December The holiday dinner at Monk's is usually a December highlight to look forward to every year. Tom Peters and staff generously put out a high-quality meal accentuated by some of the best beers his basement has to offer. I'll go out on an early limb and project it to be my favorite beer event of December. Though, the draft list for TJs 7th Anniversary event gave Monk's a good run for its money.
Looking forward to 2011. There's much to think of for this year, some of which will only reveal itself as the year progresses and some that will develop out of seemingly thin air. Here are a few random thoughts here in early January on things that I'll be looking forward to this year.
>> Speaking of beer dinners, Janaury will feature Garrett Oliver and Brooklyn Brewery at Chifa. A world-class chef with world-class beer and a guy who literally wrote the book (arguably, one of the most noteworthy on the topic) on beer and food pairings should make for a most memorable beer dinner.

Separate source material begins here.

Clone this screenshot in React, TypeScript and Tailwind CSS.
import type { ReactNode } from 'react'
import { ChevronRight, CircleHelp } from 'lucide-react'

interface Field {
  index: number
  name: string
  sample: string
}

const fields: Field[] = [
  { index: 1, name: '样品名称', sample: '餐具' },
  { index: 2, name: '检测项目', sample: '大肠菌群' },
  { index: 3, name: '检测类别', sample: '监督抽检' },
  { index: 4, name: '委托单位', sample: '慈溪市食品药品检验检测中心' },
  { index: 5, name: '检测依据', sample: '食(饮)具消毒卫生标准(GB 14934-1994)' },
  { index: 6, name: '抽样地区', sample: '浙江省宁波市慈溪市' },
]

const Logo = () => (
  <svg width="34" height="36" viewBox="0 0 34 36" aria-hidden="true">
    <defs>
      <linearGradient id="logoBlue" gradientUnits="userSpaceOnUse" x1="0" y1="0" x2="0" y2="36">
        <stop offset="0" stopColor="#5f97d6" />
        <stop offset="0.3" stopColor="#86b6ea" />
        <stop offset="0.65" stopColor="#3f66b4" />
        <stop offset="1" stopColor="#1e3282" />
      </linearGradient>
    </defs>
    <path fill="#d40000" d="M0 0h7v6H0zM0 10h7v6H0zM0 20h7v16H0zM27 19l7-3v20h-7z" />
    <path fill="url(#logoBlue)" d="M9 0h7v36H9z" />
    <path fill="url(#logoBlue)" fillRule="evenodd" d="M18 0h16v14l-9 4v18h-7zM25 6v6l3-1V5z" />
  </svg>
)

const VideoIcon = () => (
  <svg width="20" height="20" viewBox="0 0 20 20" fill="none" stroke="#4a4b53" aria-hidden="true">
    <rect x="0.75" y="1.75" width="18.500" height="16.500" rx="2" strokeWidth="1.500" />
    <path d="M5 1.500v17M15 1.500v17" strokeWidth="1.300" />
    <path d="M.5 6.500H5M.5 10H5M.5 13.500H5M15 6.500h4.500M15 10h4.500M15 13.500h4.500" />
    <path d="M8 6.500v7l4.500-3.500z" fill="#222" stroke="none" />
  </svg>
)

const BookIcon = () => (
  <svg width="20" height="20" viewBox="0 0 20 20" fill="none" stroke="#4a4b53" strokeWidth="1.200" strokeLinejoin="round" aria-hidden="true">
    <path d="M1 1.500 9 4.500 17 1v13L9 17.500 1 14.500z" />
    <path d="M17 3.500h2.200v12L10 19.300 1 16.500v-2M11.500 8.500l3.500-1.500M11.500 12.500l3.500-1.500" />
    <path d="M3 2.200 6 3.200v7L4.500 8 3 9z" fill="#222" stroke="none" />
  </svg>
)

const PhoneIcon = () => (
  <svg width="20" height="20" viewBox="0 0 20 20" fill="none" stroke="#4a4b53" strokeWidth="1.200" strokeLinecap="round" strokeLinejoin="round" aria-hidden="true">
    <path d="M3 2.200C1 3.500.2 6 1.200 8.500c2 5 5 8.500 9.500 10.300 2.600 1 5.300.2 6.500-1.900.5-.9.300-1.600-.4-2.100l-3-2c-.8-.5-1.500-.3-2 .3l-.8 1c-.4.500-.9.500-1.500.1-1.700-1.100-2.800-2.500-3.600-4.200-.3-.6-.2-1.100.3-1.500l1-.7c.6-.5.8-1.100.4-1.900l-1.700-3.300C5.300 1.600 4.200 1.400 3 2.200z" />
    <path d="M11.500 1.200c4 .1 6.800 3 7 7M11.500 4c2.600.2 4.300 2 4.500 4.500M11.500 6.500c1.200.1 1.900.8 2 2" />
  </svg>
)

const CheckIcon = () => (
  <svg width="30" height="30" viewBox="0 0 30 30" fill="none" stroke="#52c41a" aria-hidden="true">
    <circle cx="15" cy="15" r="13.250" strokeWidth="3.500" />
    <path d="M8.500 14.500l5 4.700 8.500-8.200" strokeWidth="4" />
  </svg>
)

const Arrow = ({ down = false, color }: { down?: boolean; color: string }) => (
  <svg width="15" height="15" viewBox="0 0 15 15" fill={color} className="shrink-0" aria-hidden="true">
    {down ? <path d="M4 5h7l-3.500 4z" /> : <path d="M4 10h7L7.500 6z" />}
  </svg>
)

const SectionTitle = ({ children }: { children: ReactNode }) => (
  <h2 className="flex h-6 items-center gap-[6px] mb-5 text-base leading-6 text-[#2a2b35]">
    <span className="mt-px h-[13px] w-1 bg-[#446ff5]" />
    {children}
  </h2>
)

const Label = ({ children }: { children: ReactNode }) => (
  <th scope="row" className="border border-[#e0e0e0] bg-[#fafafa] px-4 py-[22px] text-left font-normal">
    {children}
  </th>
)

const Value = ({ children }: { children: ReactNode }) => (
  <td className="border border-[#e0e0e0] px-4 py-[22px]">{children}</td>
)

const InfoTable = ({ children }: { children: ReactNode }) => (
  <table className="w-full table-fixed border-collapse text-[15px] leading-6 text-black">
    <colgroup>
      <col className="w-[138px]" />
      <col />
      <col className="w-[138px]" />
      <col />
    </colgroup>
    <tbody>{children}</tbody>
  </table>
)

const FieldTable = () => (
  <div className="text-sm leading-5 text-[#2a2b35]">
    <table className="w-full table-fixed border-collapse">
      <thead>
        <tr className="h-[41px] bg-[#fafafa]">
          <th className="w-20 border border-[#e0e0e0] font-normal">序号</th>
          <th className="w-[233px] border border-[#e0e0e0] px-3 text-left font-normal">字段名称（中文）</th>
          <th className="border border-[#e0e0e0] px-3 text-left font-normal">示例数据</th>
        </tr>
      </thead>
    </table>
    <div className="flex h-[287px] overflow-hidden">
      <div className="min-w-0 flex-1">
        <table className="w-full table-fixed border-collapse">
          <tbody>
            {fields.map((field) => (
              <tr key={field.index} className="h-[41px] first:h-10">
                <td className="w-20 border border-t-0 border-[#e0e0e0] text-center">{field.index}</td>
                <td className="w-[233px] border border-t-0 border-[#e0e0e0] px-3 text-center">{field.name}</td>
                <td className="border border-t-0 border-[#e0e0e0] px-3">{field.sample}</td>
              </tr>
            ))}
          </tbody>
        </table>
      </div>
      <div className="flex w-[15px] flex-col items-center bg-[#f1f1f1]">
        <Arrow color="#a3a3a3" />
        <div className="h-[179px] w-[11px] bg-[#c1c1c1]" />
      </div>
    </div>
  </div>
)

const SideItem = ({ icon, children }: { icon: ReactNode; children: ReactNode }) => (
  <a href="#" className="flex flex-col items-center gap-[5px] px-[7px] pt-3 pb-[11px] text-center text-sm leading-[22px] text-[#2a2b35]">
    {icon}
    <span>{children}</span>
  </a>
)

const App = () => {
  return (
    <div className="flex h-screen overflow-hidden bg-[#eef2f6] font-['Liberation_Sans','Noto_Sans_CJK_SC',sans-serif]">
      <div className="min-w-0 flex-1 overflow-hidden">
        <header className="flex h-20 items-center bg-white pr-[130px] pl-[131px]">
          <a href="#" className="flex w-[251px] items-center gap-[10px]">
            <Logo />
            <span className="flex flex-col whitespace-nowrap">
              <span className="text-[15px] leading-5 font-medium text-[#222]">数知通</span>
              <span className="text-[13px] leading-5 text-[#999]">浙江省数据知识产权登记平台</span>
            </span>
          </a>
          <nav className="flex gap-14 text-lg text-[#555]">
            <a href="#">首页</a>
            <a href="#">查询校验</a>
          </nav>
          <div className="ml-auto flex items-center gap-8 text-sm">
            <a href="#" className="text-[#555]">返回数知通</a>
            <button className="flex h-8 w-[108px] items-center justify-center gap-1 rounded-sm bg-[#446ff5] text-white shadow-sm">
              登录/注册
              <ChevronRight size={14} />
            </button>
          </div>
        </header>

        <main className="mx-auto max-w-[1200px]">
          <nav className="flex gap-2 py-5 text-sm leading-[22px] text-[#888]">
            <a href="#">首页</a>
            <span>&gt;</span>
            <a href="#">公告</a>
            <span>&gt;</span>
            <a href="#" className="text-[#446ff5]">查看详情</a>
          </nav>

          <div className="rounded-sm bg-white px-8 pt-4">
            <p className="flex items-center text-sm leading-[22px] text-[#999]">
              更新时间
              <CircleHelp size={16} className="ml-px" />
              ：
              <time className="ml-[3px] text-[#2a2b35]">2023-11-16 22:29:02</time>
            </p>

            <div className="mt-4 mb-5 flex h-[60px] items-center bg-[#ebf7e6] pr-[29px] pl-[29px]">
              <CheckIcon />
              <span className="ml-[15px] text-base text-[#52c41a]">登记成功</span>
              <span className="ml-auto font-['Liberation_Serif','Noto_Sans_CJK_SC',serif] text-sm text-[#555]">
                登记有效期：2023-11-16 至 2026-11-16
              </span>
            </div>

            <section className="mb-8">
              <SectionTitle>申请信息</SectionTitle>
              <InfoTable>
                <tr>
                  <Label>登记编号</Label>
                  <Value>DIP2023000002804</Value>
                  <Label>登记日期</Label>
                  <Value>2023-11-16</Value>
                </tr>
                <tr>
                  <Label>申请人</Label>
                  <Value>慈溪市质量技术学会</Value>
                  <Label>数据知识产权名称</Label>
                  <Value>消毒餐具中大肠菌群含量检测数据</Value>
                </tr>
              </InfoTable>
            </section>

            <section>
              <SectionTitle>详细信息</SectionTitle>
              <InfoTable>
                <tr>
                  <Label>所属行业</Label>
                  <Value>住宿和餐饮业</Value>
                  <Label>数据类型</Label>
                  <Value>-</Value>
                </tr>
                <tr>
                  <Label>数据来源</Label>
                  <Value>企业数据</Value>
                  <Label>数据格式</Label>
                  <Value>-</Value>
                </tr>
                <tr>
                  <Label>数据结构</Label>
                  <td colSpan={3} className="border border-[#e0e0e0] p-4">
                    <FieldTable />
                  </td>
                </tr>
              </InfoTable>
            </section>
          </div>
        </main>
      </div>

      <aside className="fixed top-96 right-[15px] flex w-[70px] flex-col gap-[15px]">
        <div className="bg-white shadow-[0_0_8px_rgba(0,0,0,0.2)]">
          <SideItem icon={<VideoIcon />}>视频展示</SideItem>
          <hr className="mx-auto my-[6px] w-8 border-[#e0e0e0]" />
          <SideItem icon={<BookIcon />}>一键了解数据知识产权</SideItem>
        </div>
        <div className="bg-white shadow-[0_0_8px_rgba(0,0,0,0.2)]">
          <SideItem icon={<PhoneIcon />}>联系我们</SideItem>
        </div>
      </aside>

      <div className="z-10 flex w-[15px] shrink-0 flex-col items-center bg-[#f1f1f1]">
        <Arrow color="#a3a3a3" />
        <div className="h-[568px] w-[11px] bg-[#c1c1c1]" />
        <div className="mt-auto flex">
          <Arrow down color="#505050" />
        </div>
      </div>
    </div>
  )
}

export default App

>> Philly Beer Week. I won't exclude myself when I say that there was a fair amount of skepticism about the rescheduling (now, apparently permanent) of PBW from March to June after two highly successful March runs in '08 and '09. With breakout "Philly Beer Weekends" and 30 other Beer Weeks popping up around the country (not to mention that good beer is becoming more difficult NOT to find in some of the most unassuming places), it will be very interesting to see how PBW '10 plays out.
>> San Francisco Beer Week. Am planning to attend, hopefully atoning for missing last year's. Of course, I have a running/beer event planned as well. More on this later.

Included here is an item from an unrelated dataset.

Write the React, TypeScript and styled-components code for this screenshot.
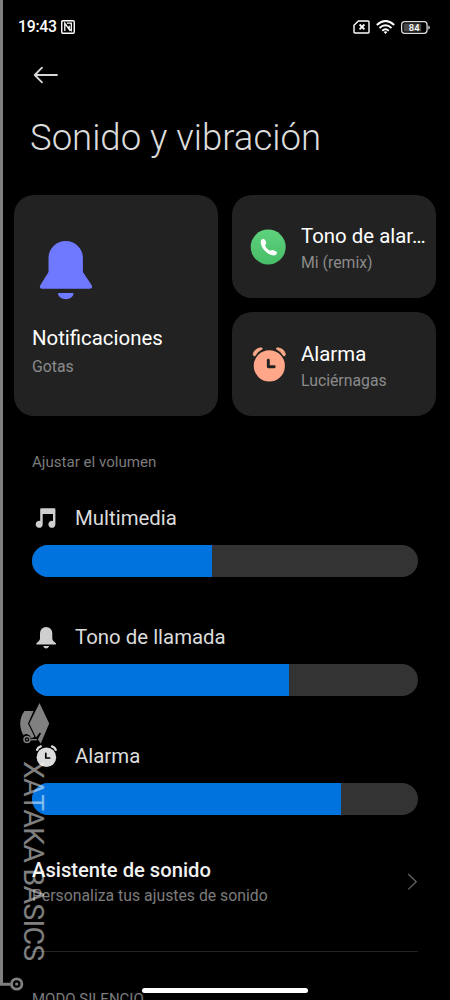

>> More 15th anniversary celebrations around the region. River Horse, Flying Fish, Climax, Basil T's, JJ Biting, and High Point in New Jersey. Iron Hill in Delaware. Victory, Bullfrog, Manayunk, Church Brew Works, and Selin's Grove in Pennsylvania. 1996 was also a good year for Southampton in New York and Brewer's Art, Brewer's Alley, and DuClaw in Maryland.
>> Continued evolution of laws regarding beer distribution in Pennsylvania. Break up the case law, it's just about the most sensible thing to do. Level the playing field for all retail beer sales.